Bryant also acknowledged the public’s scrutiny of the incident.
“We have been polled as to why they haven’t been terminated and that was because the victim knew that there wasn’t wrongful intent of those individuals. It was just a bad choice at that time,” he said.
There are only four deputies on duty for the entire county at night. Those three — Daniel, McClung and Ball — were shooting hoops and eating snacks, while the fourth their supervisor, Sgt. Jim Bass. was out patrolling “like he was supposed to be but he is also supposed to be accountable for the other three,” according to Bryant.
The colonel explained that if he had not heard from the other three on-duty deputies, Bass should have checked on them, and that’s why he was disciplined as well.
“After 30 minutes that supervisor should have been asking where they were. Why aren’t you checking this or checking that?” Bryant said.” Of course we still live in a community where thankfully at 12 or 1 o’clock in the morning everything’s quiet … there’s not a lot going on even with traffic on a Tuesday night or Wednesday morning. But still, that’s not their OK to go do that. We got a black eye and unfortunately we’ll probably wear this one for a while.”
When asked if the deputies were ready to respond in case of trouble that night, he said they all had their radios on the entire time. There were no calls for service during that time they were there, and the sergeant, Bass, was “familiar with their location.”
The Times-Recorder, also through an Open Meetings and Records request, also obtained a copy of the Code of Conduct for employees of the Sumter County Sheriff’s Office.

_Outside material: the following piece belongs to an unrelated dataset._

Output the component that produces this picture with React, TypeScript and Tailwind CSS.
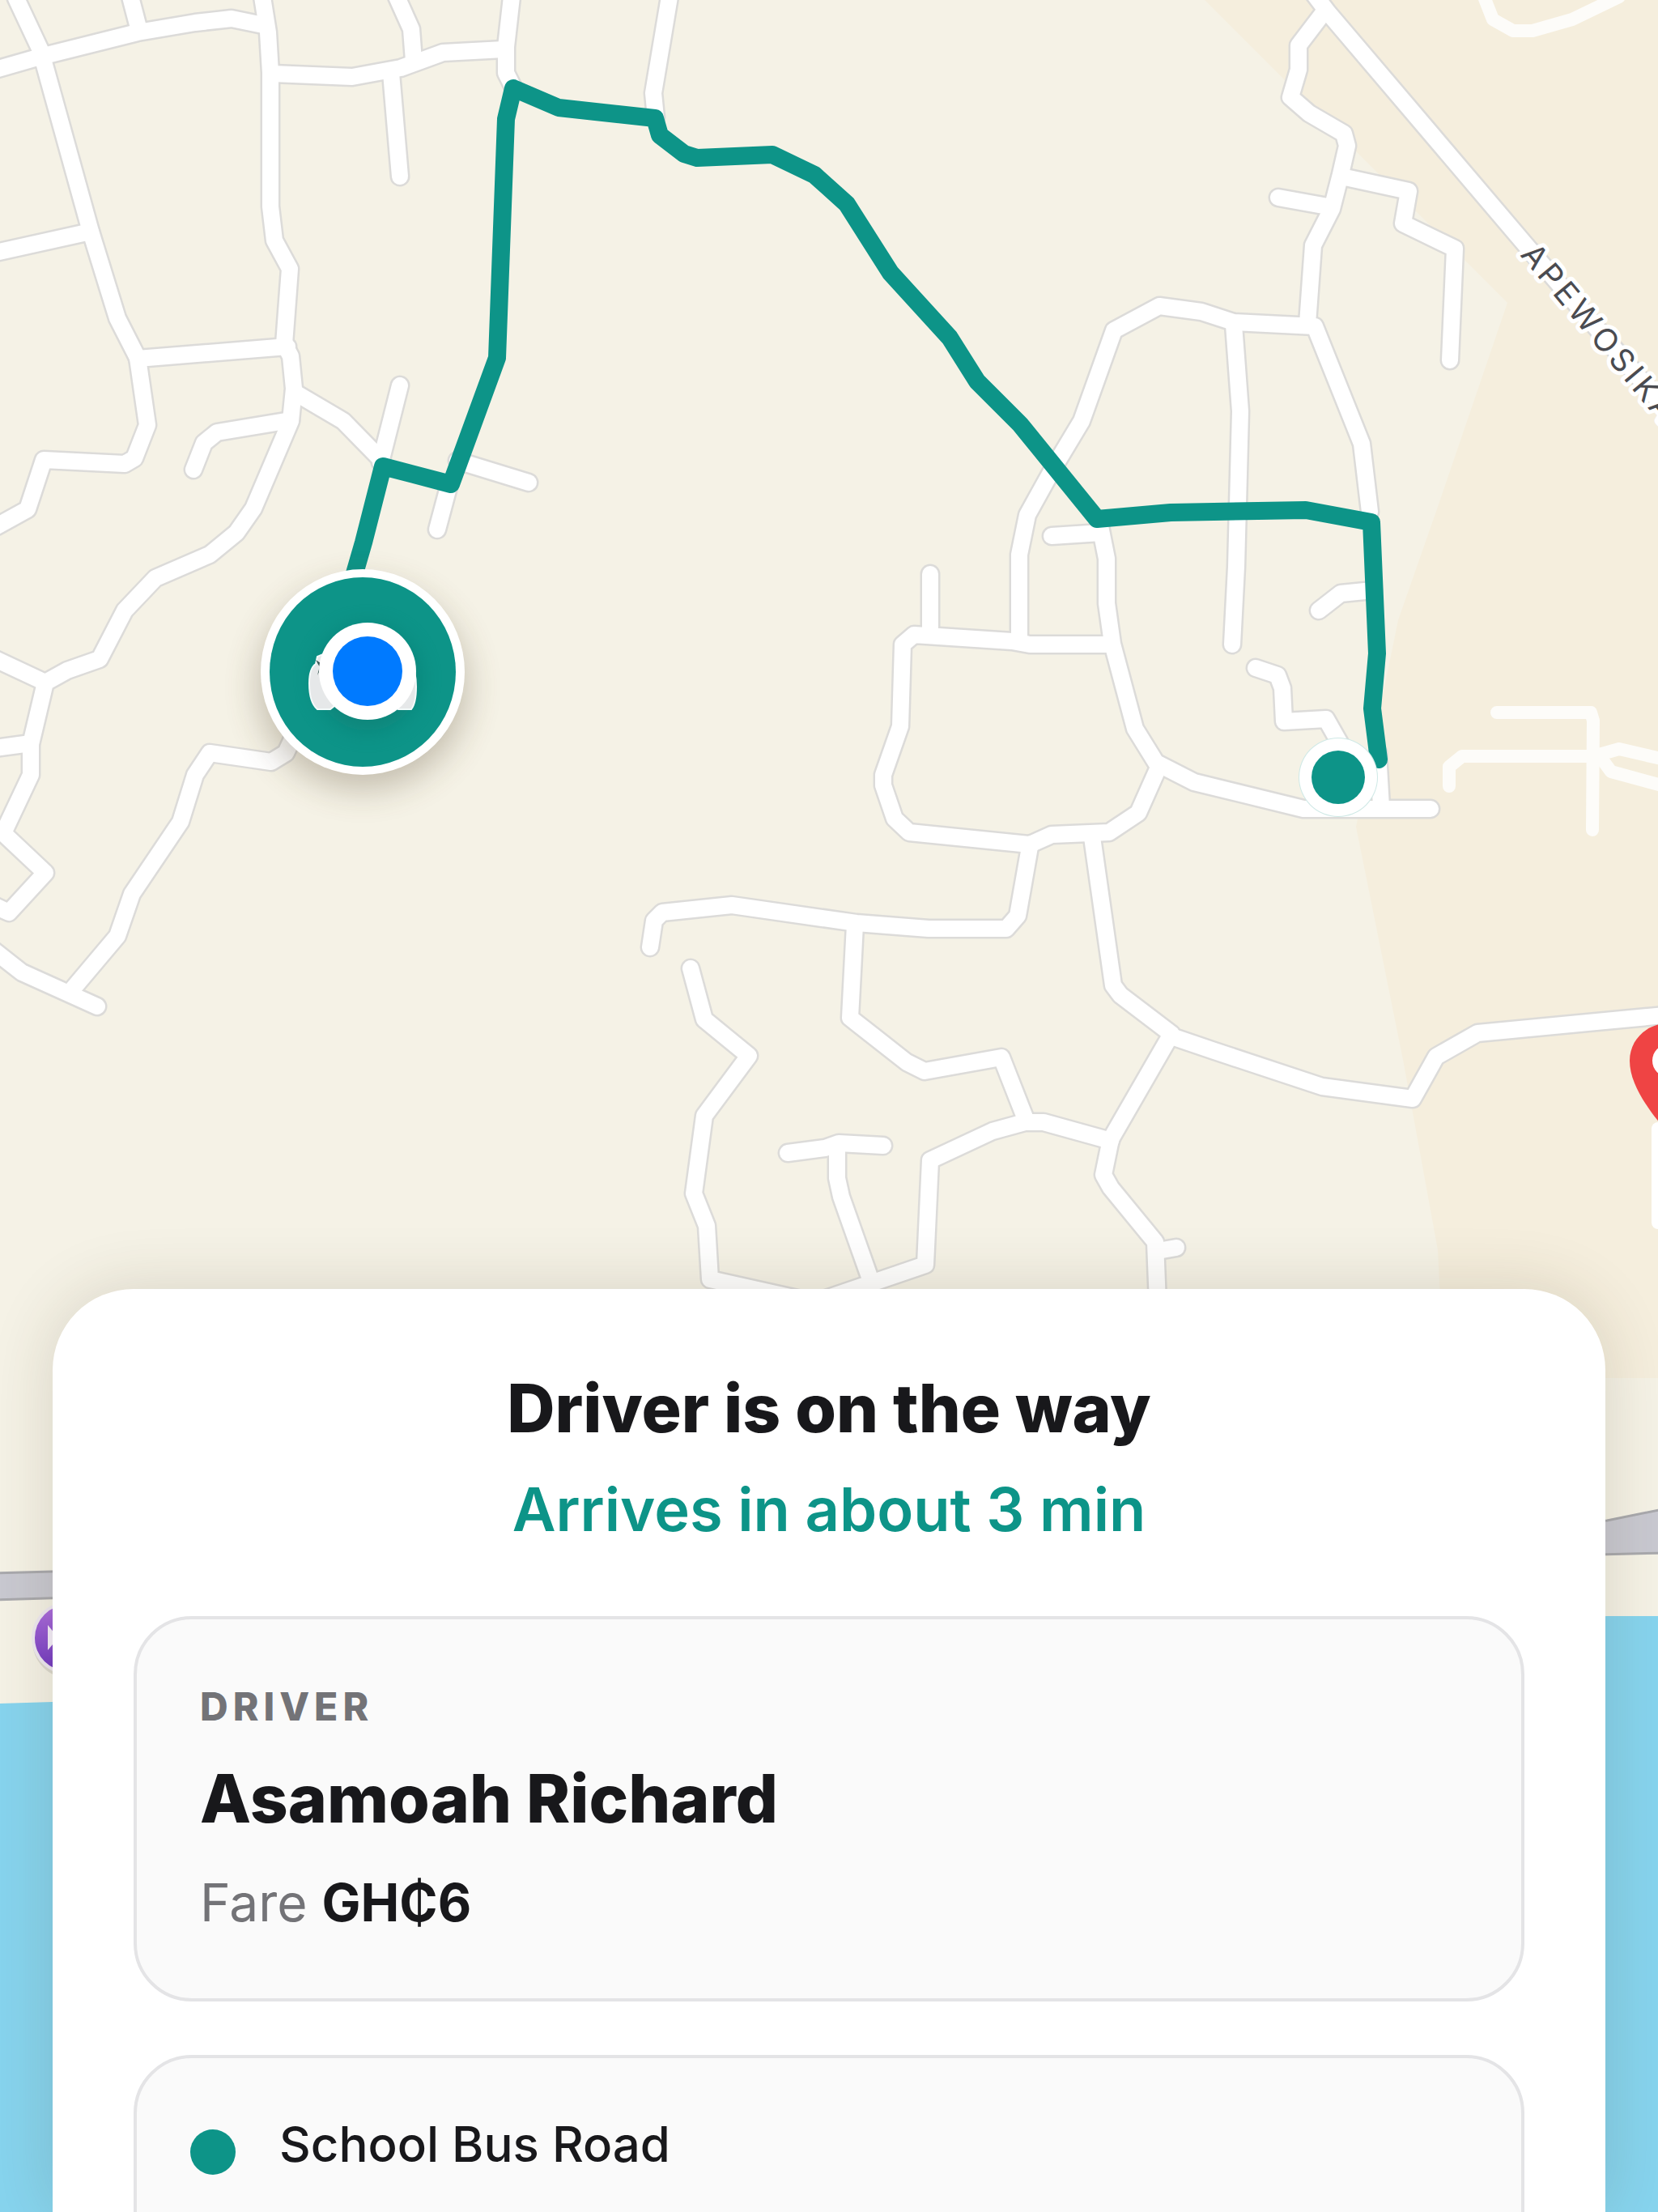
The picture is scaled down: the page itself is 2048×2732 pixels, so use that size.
import React from "react";

const ROADS = [
  "20,-2 50,62 112,286 145,393 170,442 182,525 166,566 154,573 54,568 34,629 -4,650",
  "-6,86 50,70 170,40 241,28 286,23 325,31",
  "161,-4 172,38",
  "324,-4 331,40 334,90 334,255 339,297 358,332 351,425 359,440 363,480 359,520 313,628 292,658 259,685 192,714 154,754 123,814 83,828 56,843 38,919 38,957 4,1029 56,1078 11,1127 -6,1119",
  "-6,814 56,843",
  "-6,924 38,918",
  "-6,1175 27,1201 120,1243",
  "86,1226 145,1156 163,1104 223,1015 241,957 259,930 335,941 353,930 360,915",
  "-6,312 112,286",
  "170,443 355,428",
  "239,580 252,547 268,534 359,519",
  "363,484 424,520 470,567",
  "494,476 470,571",
  "653,596 565,569",
  "540,654 555,598",
  "337,91 435,95 495,84 547,65 622,61",
  "483,90 494,218",
  "490,-4 508,36 511,75",
  "632,-4 625,58 625,90 634,108",
  "827,-4 807,115 810,145",
  "1618,-14 1640,15 1884,302 2056,503",
  "1636,14 1604,56 1604,86 1594,120 1617,140 1660,165 1664,180 1656,215 1645,258 1622,303 1615,400",
  "1579,244 1640,255",
  "1657,218 1740,236 1733,276 1797,307 1791,445",
  "1259,788 1259,685 1269,636 1300,580 1336,520 1376,408 1432,378 1484,385 1524,398 1624,403 1682,548 1692,632",
  "1524,401 1532,508 1527,700 1522,796",
  "1299,662 1360,658",
  "1358,645 1367,690 1367,745 1374,795 1402,900 1428,942 1475,966 1610,999 1767,999",
  "1149,709 1149,784",
  "1371,796 1272,796 1250,792 1129,784 1115,796 1112,897 1091,957 1091,970 1105,1011 1123,1028 1272,1043 1299,1031 1370,1028 1406,1004 1430,950",
  "1629,754 1656,733 1696,729",
  "1551,825 1578,834 1584,850 1586,891 1638,888 1655,918",
  "1702,930 1706,996",
  "1272,1046 1257,1131 1243,1147 1147,1147 1058,1140 904,1118 818,1127 808,1137 803,1170",
  "1056,1142 1050,1257 1120,1312 1142,1323 1237,1306 1266,1380",
  "853,1196 870,1259 925,1304 870,1378 857,1474 873,1514 877,1580 985,1604",
  "1020,1604 1143,1562 1149,1433 1226,1397 1266,1386 1289,1386 1372,1409",
  "1349,1034 1375,1217 1384,1229 1447,1277 1372,1407 1363,1451 1372,1467 1427,1534 1430,1610",
  "1430,1545 1453,1541",
  "1447,1280 1500,1298 1633,1342 1745,1357 1774,1305 1825,1276 2056,1254",
  "973,1424 1019,1418 1036,1412 1091,1415",
  "1034,1419 1034,1455 1039,1478 1074,1577",
];

const PATHS = [
  "1849,880 1965,880 1968,890 1967,1025",
  "1790,971 1790,947 1806,934 1968,934 2000,925 2056,938",
  "1979,938 1990,953 2056,971",
  "1833,-4 1844,24 1869,38 1893,38 1942,24 2000,-4",
];

const ROUTE =
  "436,715 449,670 473,576 557,598 614,442 625,147 634,109 690,133 809,146 815,167 845,190 861,195 954,191 1006,216 1046,252 1100,337 1173,417 1207,471 1260,524 1355,641 1446,633 1613,630 1694,645 1701,807 1695,875 1703,938";

function MapView() {
  return (
    <svg
      className="absolute inset-0 h-full w-full"
      viewBox="0 0 2048 2732"
      preserveAspectRatio="xMidYMin slice"
      role="img"
      aria-label="Map showing the driver's route"
    >
      <defs>
        <filter id="soft" x="-50%" y="-50%" width="200%" height="200%">
          <feGaussianBlur stdDeviation="22" />
        </filter>
        <filter id="inner" x="-50%" y="-50%" width="200%" height="200%">
          <feGaussianBlur stdDeviation="14" />
        </filter>
        <linearGradient id="poi" x1="0" y1="0" x2="0" y2="1">
          <stop offset="0" stopColor="#b070e0" />
          <stop offset="1" stopColor="#7038c0" />
        </linearGradient>
      </defs>

      <rect width="2048" height="2732" fill="#f5f2e6" />
      <path d="M1488 0 1573 85 1862 374 1777 623 1727 766 1675 1021 1734 1314 1776 1544 1784 1702H2048V0Z" fill="#f5eedd" />

      <g fill="none" strokeLinejoin="round" strokeLinecap="round">
        <g stroke="#fdfcf9" strokeWidth="16">
          {PATHS.map((p) => (
            <polyline key={p} points={p} />
          ))}
        </g>
        <g stroke="#dcdbd9" strokeWidth="25">
          {ROADS.map((p) => (
            <polyline key={p} points={p} />
          ))}
        </g>
        <g stroke="#ffffff" strokeWidth="20">
          {ROADS.map((p) => (
            <polyline key={p} points={p} />
          ))}
        </g>
      </g>

      <text
        transform="translate(1877 315) rotate(50)"
        fontFamily="Inter, sans-serif"
        fontSize="39"
        fontWeight="400"
        fill="#4a4b50"
        stroke="#ffffff"
        strokeWidth="10"
        strokeLinejoin="round"
        paintOrder="stroke"
        className="tracking-[5px]"
      >
        APEWOSIKA
      </text>

      {/* Coastal highway and sea */}
      <path d="M-6 1943 1000 1915 1985 1878 2054 1864V1918L1000 1945-6 1976Z" fill="#c9c9d1" stroke="#a9a9ad" strokeWidth="3" />
      <path d="M0 2104 65 2102 1985 1996H2048V2732H0Z" fill="#87d4ee" />

      <circle cx="86" cy="2027" r="46" fill="#000" opacity=".1" />
      <circle cx="84" cy="2023" r="45" fill="#efe9f2" />
      <circle cx="84" cy="2023" r="41" fill="url(#poi)" />
      <path d="M59 2007 72 2023 59 2038Z" fill="#f6effb" />

      {/* Destination pin with its label */}
      <rect x="2040" y="1386" width="60" height="132" rx="8" fill="#ffffff" />
      <path
        d="M2061 1264c-27 0-48 20-48 46 0 30 24 62 48 90 24-28 48-60 48-90 0-26-21-46-48-46Z"
        fill="#ef4444"
      />
      <circle cx="2061" cy="1310" r="20" fill="#ffffff" />

      <polyline points={ROUTE} fill="none" stroke="#0d9488" strokeWidth="22" strokeLinejoin="round" strokeLinecap="round" />

      <circle cx="1653" cy="960" r="49" fill="#cfe9e6" />
      <circle cx="1653" cy="960" r="48" fill="#ffffff" />
      <circle cx="1653" cy="960" r="33" fill="#0d9488" />

      {/* Car marker under the current position dot */}
      <ellipse cx="448" cy="848" rx="128" ry="126" fill="#4a3a20" opacity=".3" filter="url(#soft)" />
      <ellipse cx="448" cy="830" rx="126" ry="127" fill="#ffffff" />
      <ellipse cx="448" cy="830" rx="115" ry="117" fill="#0d9488" />
      <circle cx="454" cy="838" r="64" fill="#0b6f66" opacity=".45" filter="url(#inner)" />
      <path d="M390 820 392 811 404 806 504 808C512 822 514 836 514 848 514 864 512 871 508 876H492L480 868H418L408 876H392C385 870 382 858 382 844 382 832 384 824 390 820Z" fill="#e6e8e9" stroke="#f4fafa" strokeWidth="2" />
      <path d="M390 815 396 819 392 834 396 826Z" fill="#3a5a56" />
      <circle cx="454" cy="829" r="60" fill="#ffffff" />
      <circle cx="454" cy="829" r="43" fill="#007aff" />
    </svg>
  );
}

function Card({ children, className = "" }: { children: React.ReactNode; className?: string }) {
  return (
    <section className={"rounded-[72px] border-4 border-[#e4e4e6] bg-[#fafafa] " + className}>{children}</section>
  );
}

export default function App() {
  return (
    <div className="relative flex h-screen flex-col overflow-hidden bg-[#f5f2e6] font-['Inter',sans-serif] text-[#18181b]">
      <MapView />
      <div className="flex-[1592]" />
      <main className="relative mx-[65px] min-h-0 flex-[1140] rounded-t-[100px] bg-white shadow-[0_0_80px_rgba(60,50,20,0.16)]">
        <div className="px-[100px] pt-[98px]">
          <header className="text-center">
            <h1 className="text-[82px] leading-[100px] font-extrabold">Driver is on the way</h1>
            <p className="mt-6 text-[74px] leading-[100px] font-semibold text-[#0d9488]">
              Arrives in about 3 min
            </p>
          </header>

          <div className="mt-[82px] flex flex-col gap-[66px]">
            <Card className="px-[78px] py-[78px]">
              <h2 className="text-[48px] leading-[60px] font-extrabold tracking-[6px] text-[#737377]">DRIVER</h2>
              <p className="mt-[34px] text-[82px] leading-[100px] font-extrabold">Asamoah Richard</p>
              <p className="mt-[38px] text-[64px] leading-[80px] text-[#737377]">
                Fare <strong className="font-bold text-[#18181b]">GH₵6</strong>
              </p>
            </Card>

            <Card className="px-[66px] pt-[66px] pb-[160px]">
              <div className="flex items-start gap-[54px]">
                <span className="mt-[22px] size-14 rounded-full bg-[#0d9488]" />
                <p className="text-[60px] leading-[80px] font-medium">School Bus Road</p>
              </div>
            </Card>
          </div>
        </div>
      </main>
    </div>
  );
}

The document reads, in part, under the Dereliction of Duty section:
a. “Employees, while on duty. shall at all times remain alert and in a state of readiness to quickly respond to any situation requiring official action. Employees, while on duty, shall not sleep or engage in any other activities, which could cause them to neglect their duties.
b. “Employees shall not leave their work assignments except when authorized by their supervisor.”
District Attorney Hardin was contacted about this incident and echoed Bryant, saying that being that no one wished to pursue charges, he would not be pursuing the incident. Southland Headmaster Ty Kinslow did not respond to a request from this newspaper for comment about why he didn’t wish for charges to be pursued. The sheriff’s wife is an employee of Southland Academy.